Tornando al presente, vogliamo riportarvi, a dimostrazione di come questo fiore sia inscritto nel nostro DNA e il suo profumo ci riconduca in Sicilia, un verso del brano “Lo Stretto necessario” di Levante, che autrice assieme a Colapesce e Dimartino, lo canta con Carmen Consoli: “Dolce come la Zagara, la via del ritorno”.
Curiosità
Una curiosità che ci ha colpito è uno studio dell’Università del Cairo al-Azhar e di alcuni studiosi della cabala ebraica che, riguardo la scelta dell’abito bianco per andare all’altare, hanno addotto come motivo, la parola “splendore”. Infatti, lo Sefer ha-Zohar, o più semplicemente “Zohar, un testo molto importante per gli iniziati alla disciplina mistica ebraica, è “Il libro dello splendore” che è contenuto, peraltro, nel nome dell’università cairota “al- Azhar“, col significato di “La Luminosa”. La lucentezza delle spose, quindi, più che al momento di gioia, sarebbe legato alla bellezza semplice e chiara dei fiori d’arancio presenti nel bouquet o in una corona che, poggiando sul capo, trattiene il velo.

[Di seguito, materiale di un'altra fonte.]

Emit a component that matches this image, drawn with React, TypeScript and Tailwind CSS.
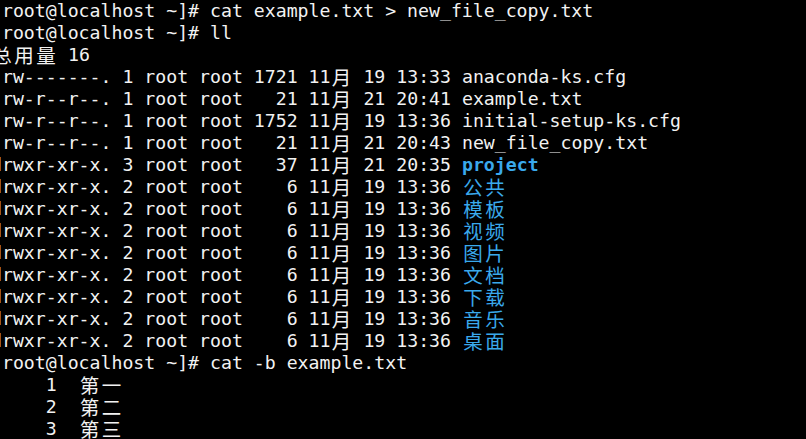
import React from 'react';

type Seg = { t: string; blue?: boolean; bold?: boolean };

const fileLines: [string, string, boolean][] = [
  ['-rw-------. 1 root root 1721 11月 19 13:33 ', 'anaconda-ks.cfg', false],
  ['-rw-r--r--. 1 root root   21 11月 21 20:41 ', 'example.txt', false],
  ['-rw-r--r--. 1 root root 1752 11月 19 13:36 ', 'initial-setup-ks.cfg', false],
  ['-rw-r--r--. 1 root root   21 11月 21 20:43 ', 'new_file_copy.txt', false],
  ['drwxr-xr-x. 3 root root   37 11月 21 20:35 ', 'project', true],
  ['drwxr-xr-x. 2 root root    6 11月 19 13:36 ', '公共', true],
  ['drwxr-xr-x. 2 root root    6 11月 19 13:36 ', '模板', true],
  ['drwxr-xr-x. 2 root root    6 11月 19 13:36 ', '视频', true],
  ['drwxr-xr-x. 2 root root    6 11月 19 13:36 ', '图片', true],
  ['drwxr-xr-x. 2 root root    6 11月 19 13:36 ', '文档', true],
  ['drwxr-xr-x. 2 root root    6 11月 19 13:36 ', '下载', true],
  ['drwxr-xr-x. 2 root root    6 11月 19 13:36 ', '音乐', true],
  ['drwxr-xr-x. 2 root root    6 11月 19 13:36 ', '桌面', true],
];

const lines: Seg[][] = [
  [{ t: '[root@localhost ~]# cat example.txt > new_file_copy.txt' }],
  [{ t: '[root@localhost ~]# ll' }],
  [{ t: '总用量 16' }],
  ...fileLines.map(([meta, name, dir]) => [
    { t: meta },
    { t: name, blue: dir, bold: dir },
  ]),
  [{ t: '[root@localhost ~]# cat -b example.txt' }],
  [{ t: '     1  第一' }],
  [{ t: '     2  第二' }],
  [{ t: '     3  第三' }],
];

const isWide = (c: string) => c.charCodeAt(0) > 0x2e80;

// split a run into ascii chunks and double-width cjk cells
function Cells({ seg }: { seg: Seg }) {
  const parts: { s: string; wide: boolean }[] = [];
  for (const c of seg.t) {
    const wide = isWide(c);
    const last = parts[parts.length - 1];
    if (!wide && last && !last.wide) last.s += c;
    else parts.push({ s: c, wide });
  }
  const color = seg.blue ? 'text-[#3aa9ec]' : 'text-[#f2f2f2]';
  return (
    <>
      {parts.map((p, i) =>
        p.wide ? (
          <span
            key={i}
            className={`inline-block w-[22px] text-center text-[19.5px] font-normal font-['Noto_Sans_CJK_SC',sans-serif] ${color}`}
          >
            {p.s}
          </span>
        ) : (
          <span key={i} className={`${color} ${seg.bold ? 'font-bold' : 'font-normal'}`}>
            {p.s}
          </span>
        ),
      )}
    </>
  );
}

export default function App() {
  return (
    <div className="w-[806px] h-[439px] bg-black overflow-hidden">
      {/* window is cropped: first column sits just off the left edge */}
      <div className="ml-[-9px] font-['DejaVu_Sans_Mono',monospace] text-[18.2px] whitespace-pre">
        {lines.map((line, i) => (
          <div key={i} className="h-[22px] leading-[22px] flex items-center">
            {line.map((seg, j) => (
              <Cells key={j} seg={seg} />
            ))}
          </div>
        ))}
      </div>
    </div>
  );
}
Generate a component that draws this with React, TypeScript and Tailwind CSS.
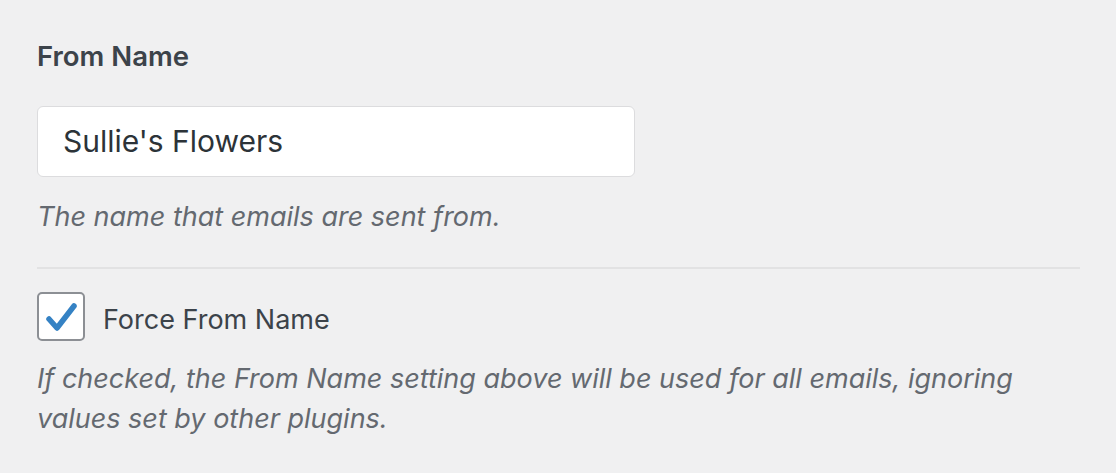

Nel vocabolario di lingua araba, d’altronde, le parole collegate alla radice z – h – r appartengono al campo semantico della fioritura, della prosperità, della radiosità, caratteristiche reali e metaforiche della zagara che diventa, così, propiziatrice di fortuna.
Passando al nostro meridione, un tempo, in primavera, le giovani spose avevano l’usanza di adornarsi con questi fiorellini bianchi e odorosi di cui vi era grande abbondanza e da cui nasce la locuzione “fiori d’arancio”, diventata sinonimo di “matrimonio”.
Chiudiamo con l’aforista Fabrizio Caramagna e il suo: “Mi piacciono i profumi che hanno una storia da raccontare. La storia di un corpo, ma anche la storia dei cieli, dei venti e dei sogni che hanno visitato quel corpo”. Il nostro, che siamo affetti da “sicilitudine”, per dirla alla Sciascia, o “isolitudine”, alla Bufalino, è quello del fiore di cui, oggi, anche se virtualmente, vi abbiamo omaggiato.